- [INSTRUCTION]:
Everything from the first line of the data below through the line that contains "string; sub: string;" should be written out exactly, please, and nothing more; the pictures stay out.

- [DATA EXTRACT]:
____

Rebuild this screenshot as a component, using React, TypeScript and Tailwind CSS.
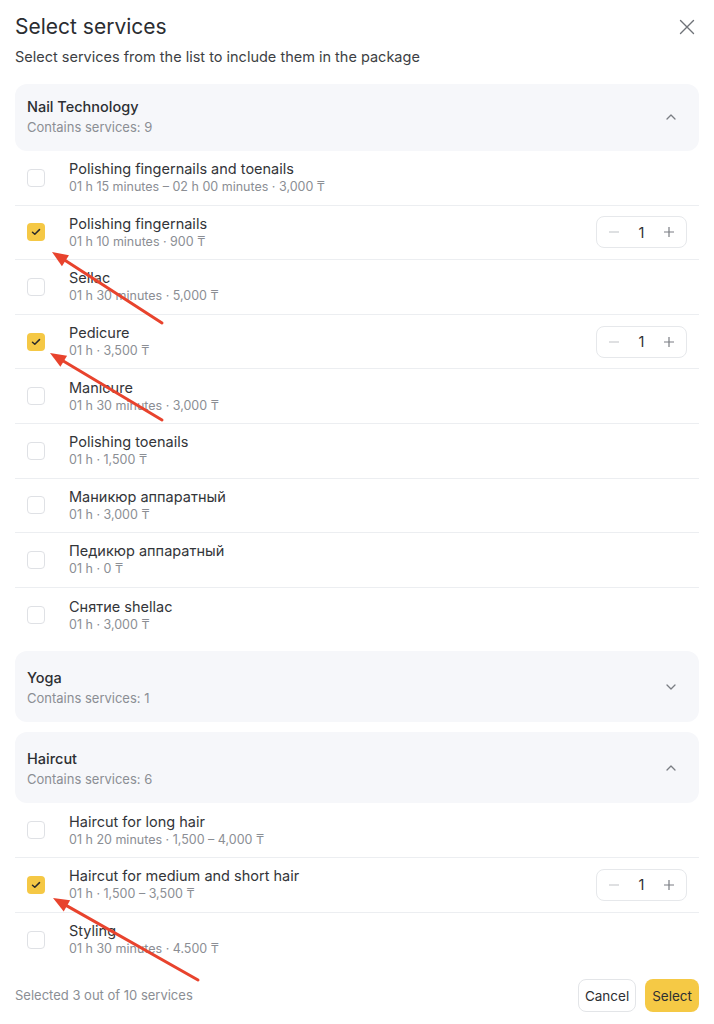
import React from "react";

type Service = { name: string; sub: string; checked?: boolean };

const nail: Service[] = [
  { name: "Polishing fingernails and toenails", sub: "01 h 15 minutes – 02 h 00 minutes · 3,000 ₸" },
  { name: "Polishing fingernails", sub: "01 h 10 minutes · 900 ₸", checked: true },
  { name: "Sellac", sub: "01 h 30 minutes · 5,000 ₸" },
  { name: "Pedicure", sub: "01 h · 3,500 ₸", checked: true },
  { name: "Manicure", sub: "01 h 30 minutes · 3,000 ₸" },
  { name: "Polishing toenails", sub: "01 h · 1,500 ₸" },
  { name: "Маникюр аппаратный", sub: "01 h · 3,000 ₸" },
  { name: "Педикюр аппаратный", sub: "01 h · 0 ₸" },
  { name: "Снятие shellac", sub: "01 h · 3,000 ₸" },
];

const hair: Service[] = [
  { name: "Haircut for long hair", sub: "01 h 20 minutes · 1,500 – 4,000 ₸" },
  { name: "Haircut for medium and short hair", sub: "01 h · 1,500 – 3,500 ₸", checked: true },
  { name: "Styling", sub: "01 h 30 minutes · 4.500 ₸" },
];

function Chevron({ up }: { up: boolean }) {
  return (
    <svg width="12" height="8" viewBox="0 0 12 8" fill="none">
      {up ? (
        <path d="M2 6 L6 2 L10 6" stroke="#7a7d83" strokeWidth="1.3" strokeLinecap="round" strokeLinejoin="round" />
      ) : (
        <path d="M2 2 L6 6 L10 2" stroke="#7a7d83" strokeWidth="1.3" strokeLinecap="round" strokeLinejoin="round" />
      )}
    </svg>
  );
}

function GroupCard({ title, count, up, tight }: { title: string; count: number; up: boolean; tight?: boolean }) {
  return (
    <div
      className={`flex items-center justify-between rounded-[12px] bg-[#f6f7fa] pl-[12px] pr-[22px] ${
        tight ? "h-[67px] pb-[2px]" : "h-[71px] pt-[1px]"
      }`}
    >
      <div className="flex flex-col">
        <span className="text-[14.5px] leading-[20px] font-medium text-[#2d2f33]">{title}</span>
        <span className="mt-[1px] text-[13px] leading-[18px] text-[#8b8e94]">Contains services: {count}</span>
      </div>
      <Chevron up={up} />
    </div>
  );
}

function Checkbox({ checked }: { checked?: boolean }) {
  return checked ? (
    <div className="flex h-[18px] w-[18px] items-center justify-center rounded-[4px] bg-[#f5c845]">
      <svg width="10" height="8" viewBox="0 0 10 8" fill="none">
        <path d="M1.5 4.2 L3.8 6.3 L8.5 1.6" stroke="#2b2b2b" strokeWidth="1.5" strokeLinecap="round" strokeLinejoin="round" />
      </svg>
    </div>
  ) : (
    <div className="h-[18px] w-[18px] rounded-[4px] border border-[#dfe1e5] bg-white" />
  );
}

function Stepper() {
  return (
    <div className="flex h-[32px] w-[91px] items-center justify-between rounded-[8px] border border-[#e6e8eb] px-[11px]">
      <svg width="12" height="12" viewBox="0 0 12 12">
        <path d="M1 6 H11" stroke="#c9cbcf" strokeWidth="1.2" />
      </svg>
      <span className="text-[14.5px] text-[#2d2f33]">1</span>
      <svg width="12" height="12" viewBox="0 0 12 12">
        <path d="M1 6 H11 M6 1 V11" stroke="#7a7d83" strokeWidth="1.2" />
      </svg>
    </div>
  );
}

function Row({ s, last }: { s: Service; last?: boolean }) {
  return (
    <div
      className={`flex h-[54.6px] items-center pl-[12px] pr-[12px] ${last ? "" : "border-b border-[#eceef1]"}`}
    >
      <Checkbox checked={s.checked} />
      <div className="ml-[24px] flex flex-1 flex-col pt-[1px]">
        <span className="text-[14.5px] leading-[18px] text-[#333539]">{s.name}</span>
        <span className="text-[12.5px] leading-[18px] text-[#8b8e94]">{s.sub}</span>
      </div>
      {s.checked && <Stepper />}
    </div>
  );
}

function Arrow({ x1, y1, x2, y2 }: { x1: number; y1: number; x2: number; y2: number }) {
  const dx = x2 - x1;
  const dy = y2 - y1;
  const len = Math.sqrt(dx * dx + dy * dy);
  const ux = dx / len;
  const uy = dy / len;
  const hl = 16;
  const hw = 6.5;
  const bx = x2 - ux * hl;
  const by = y2 - uy * hl;
  const p1 = `${bx - uy * hw},${by + ux * hw}`;
  const p2 = `${bx + uy * hw},${by - ux * hw}`;
  return (
    <g>
      <line x1={x1} y1={y1} x2={bx + ux * 2} y2={by + uy * 2} stroke="#e8432d" strokeWidth="3" strokeLinecap="round" />
      <polygon points={`${x2},${y2} ${p1} ${p2}`} fill="#e8432d" />
    </g>
  );
}

export default function App() {
  return (
    <div
      className="relative h-[1024px] w-[714px] overflow-hidden bg-white"
      style={{ fontFamily: "Inter, 'Noto Sans', sans-serif" }}
    >
      <div className="flex flex-col px-[15px]">
        <div className="flex h-[40px] items-center justify-between pt-[14px]">
          <span className="text-[21px] leading-[26px] font-normal text-[#2b2d31]">Select services</span>
          <svg width="16" height="16" viewBox="0 0 16 16" className="mr-[4px]">
            <path d="M1.5 1.5 L14.5 14.5 M14.5 1.5 L1.5 14.5" stroke="#6f7278" strokeWidth="1.4" strokeLinecap="round" />
          </svg>
        </div>
        <p className="mt-[7px] text-[14.5px] leading-[20px] text-[#3d3f44]">
          Select services from the list to include them in the package
        </p>

        <div className="mt-[17px]">
          <GroupCard title="Nail Technology" count={9} up tight />
        </div>
        <div className="flex flex-col">
          {nail.map((s, i) => (
            <Row key={s.name} s={s} last={i === nail.length - 1} />
          ))}
        </div>

        <div className="mt-[9px]">
          <GroupCard title="Yoga" count={1} up={false} />
        </div>
        <div className="mt-[10px]">
          <GroupCard title="Haircut" count={6} up />
        </div>
        <div className="flex flex-col">
          {hair.map((s, i) => (
            <Row key={s.name} s={s} last={i === hair.length - 1} />
          ))}
        </div>

        <div className="mt-[12px] flex items-center justify-between">
          <span className="text-[13px] text-[#8b8e94]">Selected 3 out of 10 services</span>
          <div className="flex items-center gap-[9px]">
            <button className="h-[33px] rounded-[8px] border border-[#e3e5e8] bg-white px-[6px] text-[13.5px] text-[#2d2f33]">
              Cancel
            </button>
            <button className="h-[33px] rounded-[8px] bg-[#f5c945] px-[7px] text-[13.5px] text-[#2d2f33]">
              Select
            </button>
          </div>
        </div>
      </div>

      <svg className="pointer-events-none absolute left-0 top-0" width="714" height="1024">
        <Arrow x1={162} y1={323} x2={52} y2={252} />
        <Arrow x1={162} y1={420} x2={50} y2={353} />
        <Arrow x1={198} y1={980} x2={53} y2={898} />
      </svg>
    </div>
  );
}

____

- [FINISHED ANSWER]:
Rebuild this screenshot as a component, using React, TypeScript and Tailwind CSS.
import React from "react";

type Service = { name: string; sub: string; checked?: boolean };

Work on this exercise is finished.